The Bentleys, she said, are no strangers to the sea.
“My dad and Peter Forbes built their first boat, Lasqueti Fisher, on Lasqueti Island in 1958,” Bentley said. “It was a 42-foot wooden boat that’s now a yacht. The shipyard is still there and my brother, Jim, does refits.”
Lasqueti Storm meanwhile is owned by John Millicheap and fishes for prawns, halibut, tuna and herring.
• BC Ferries may have had some technical issues when they first had to reshuffle traffic away from their Duke Point terminal to Departure Bay, but media relations director Debnorah Marshall says the re-jigged system has worked surprisingly well since then.

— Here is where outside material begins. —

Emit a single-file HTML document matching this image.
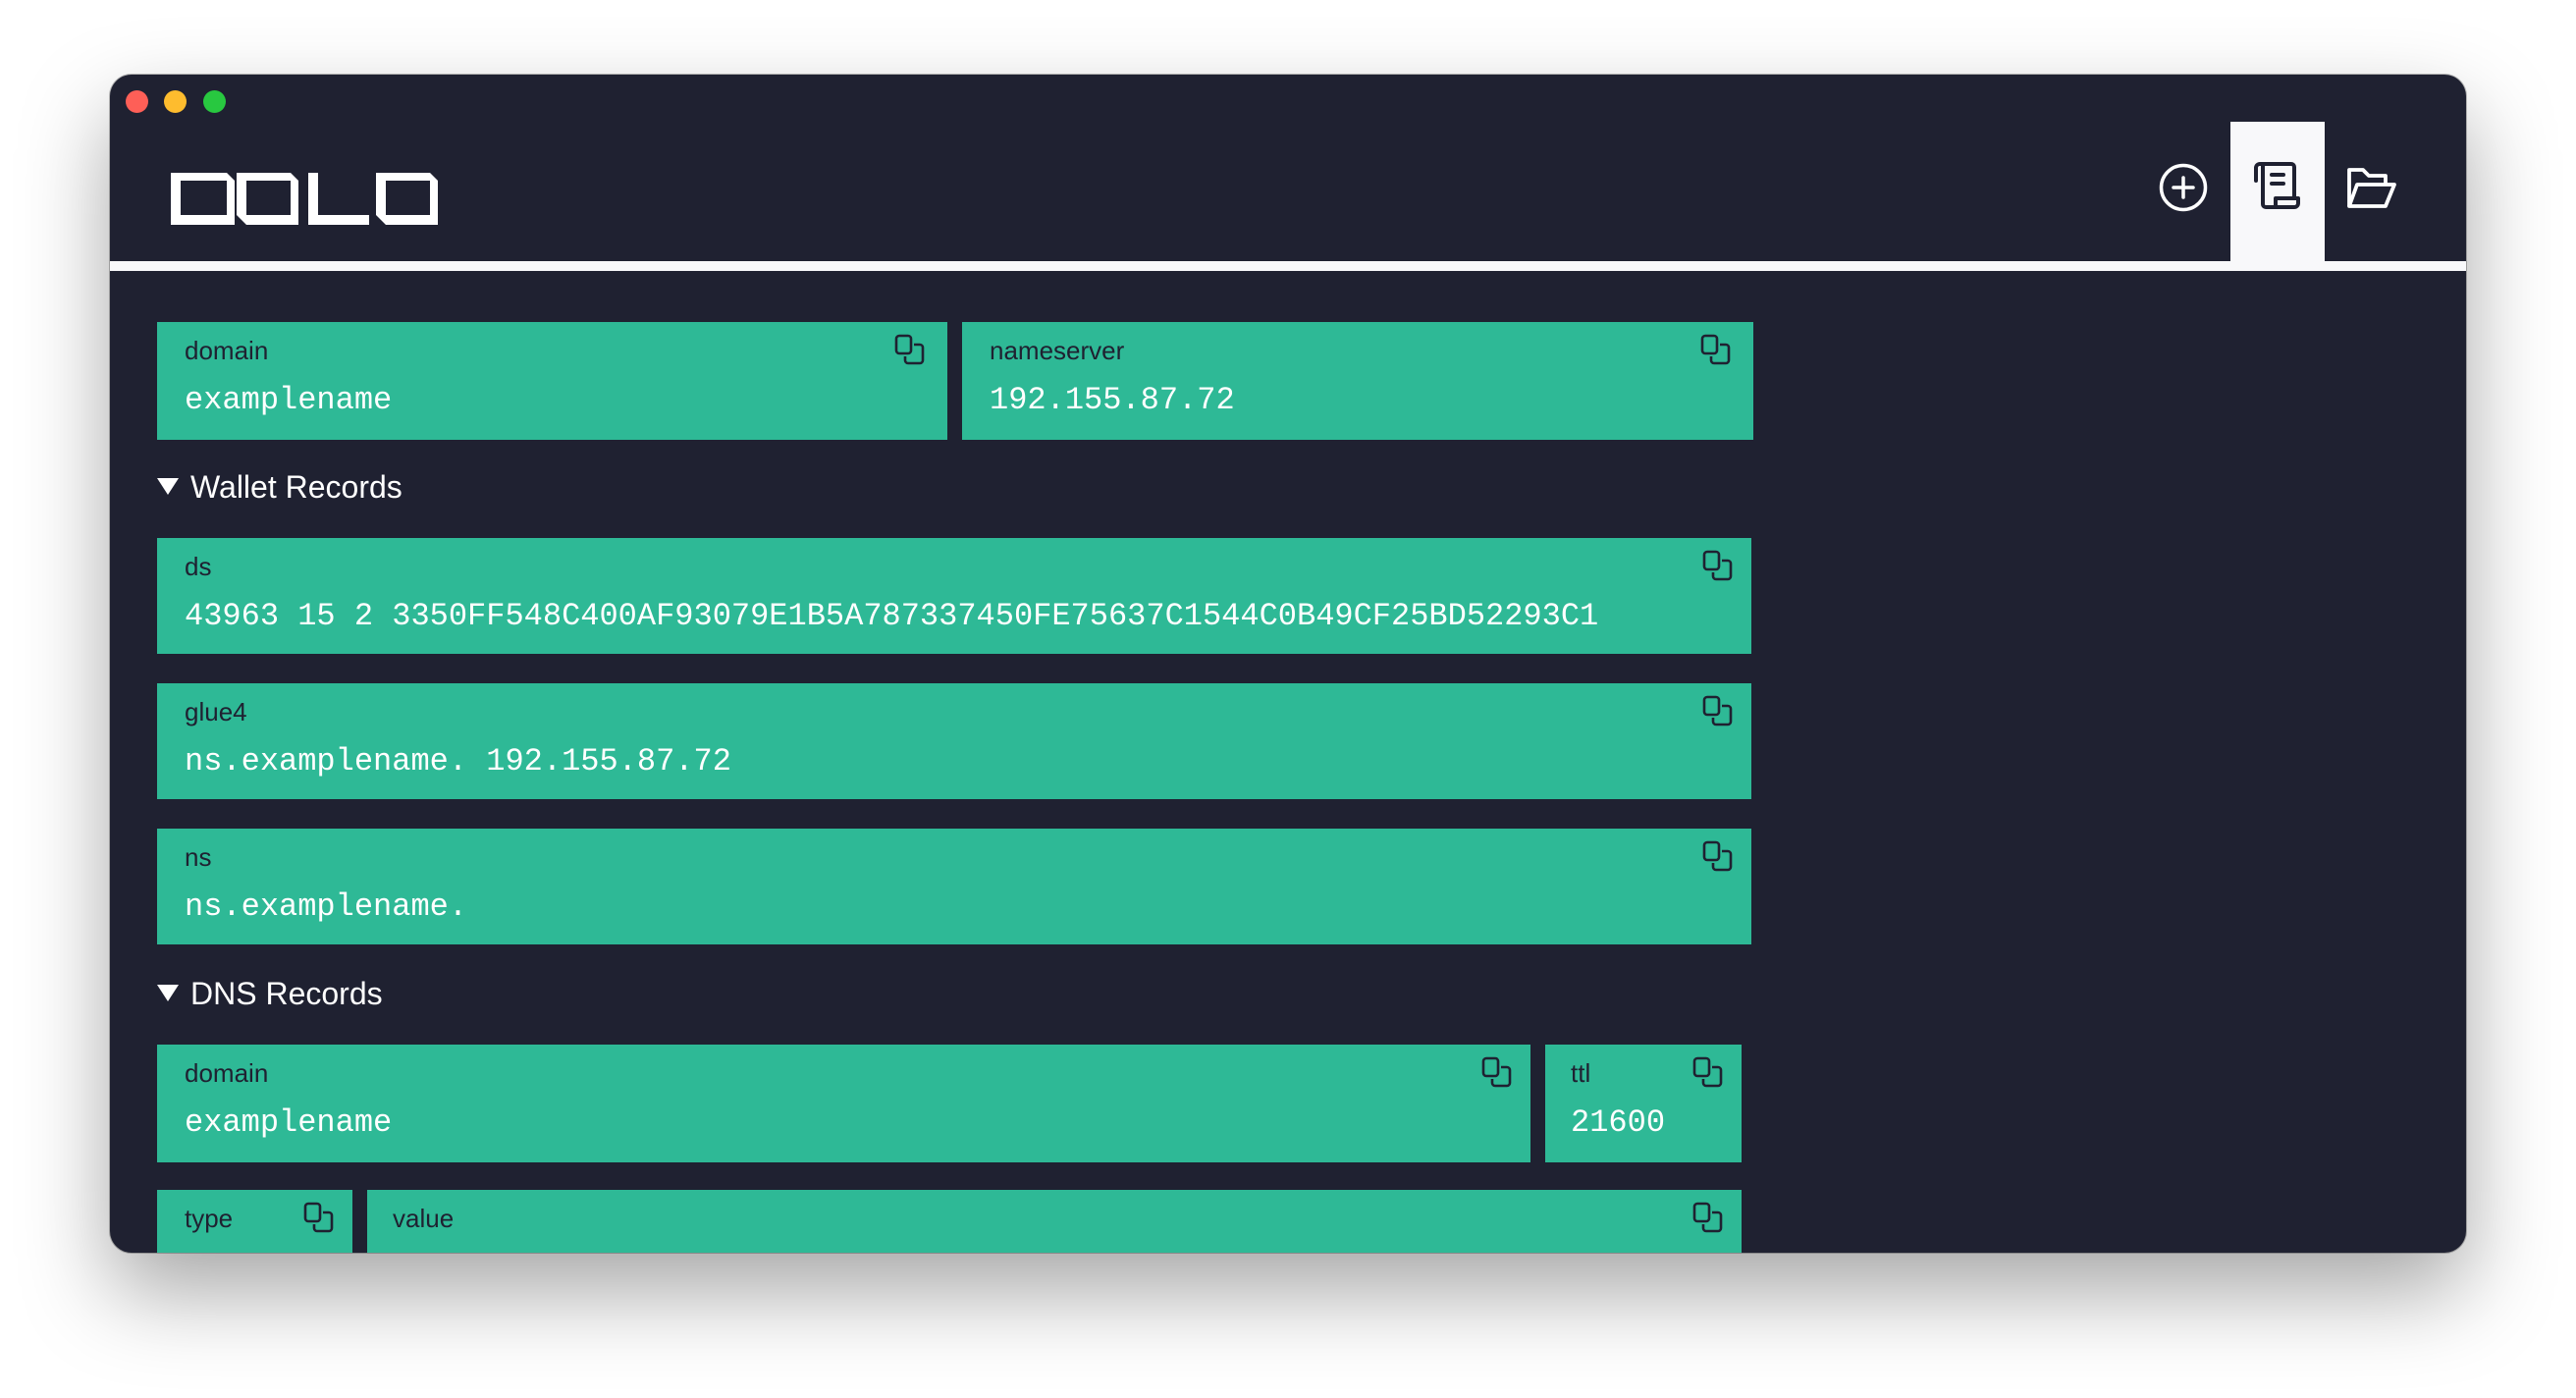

“It has actually been going extremely well,” Marshall said. “We did have some challenges to overcome initially, such as our point of sale system, which was only set up to deal with one route at Departure Bay, so there were some technical issues for our IT department to work around. We also had to figure out the different lanes we would marshal each route into.”
As well, she said, signage needed to be changed, to make sure customers were directed to the correct vessel on the route they wanted to travel.
“We didn’t want them to get on the wrong boat,” Marshall said.
Staffing also posed a challenge, as the Duke Point staff were moved to Departure Bay and had to familiarize themselves with the workings of the facility.
Overall though, she said the experience, though unfortunate, has shown how well the staff can work together in a difficult situation.
“Everyone pulled together and it’s working really well,” she said. “There were some delays in the first couple of weeks, but after a week we were at 92 per cent on time for both routes.”
Marshall said repairs are continuing at the Duke Point terminal, which will remain inoperative until the spring.
“We have a contractor on site at Duke Point and basically they are disassembling the equipment and ramp structure there,” she said. “We expect to remain closed until mid-April.”